I, personally, would not do that. I like documents to be as stand-alone self sufficient as possible. Reference it? Absolutely. Rely on it for the details? Not me. If it works for you in your system, though, go for it.

That's my :2cents::2cents::2cents:.
 
Q

QAMTY

Re: Several Nonconformances with same Root Cause with just one CA?

Thanks to all of you, your inputs are very appreciated.
 

Jen Kirley

Quality and Auditing Expert
Leader
Admin
Lots of good responses so far. :agree1:

It may be true that there is a common factor (key personnel) in these NCs, but as has been pointed out, this is a system issue.

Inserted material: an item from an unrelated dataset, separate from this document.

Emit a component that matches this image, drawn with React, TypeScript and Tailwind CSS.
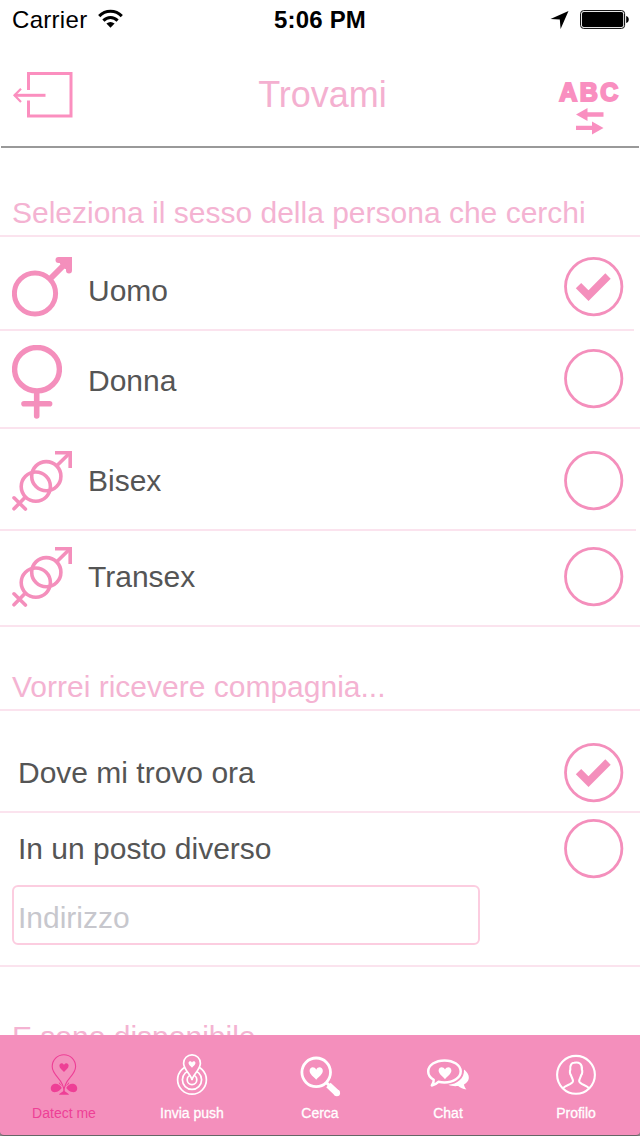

The questions become:

1) Who is assigned responsibility to do what? (Resources)
1a) How do these assigned persons know they are expected to do XYZ at any given time? (Planning)
2) How has the organization prepared to have adequate coverage of persons to do XYZ? (Resources, planning, scheduling, plus competency - cross training?)
3) What arrangement is in place to prompt a substitute of X competent substitute, without disrupting that person's required scheduled outputs? (Planning)

Yes, Randy is correct that this is management of change, but that is a big subject. The organization needs to decide who, and how persons are to fit into a schedule in times of need. A matrix approach can help with this sort of planning, but in itself may not be enough. Cross training can be the key factor, but the cross trained person must also be available. I have a client who actually keeps track of how many skills and tasks they load people with, in order to help them understand when they have stretched too far.
 

Big Jim

Admin
Something that should be standing out here is that this is not a problem for lower management to resolve. Top management needs to take responsibility for something like this and look for meaningful answers, not just something to patch things up until the next crisis.

I have the sense that trying to pin this on the same root cause may be an attempt to patch it up and move on without real improvement. I could be wrong, but that's my tingling.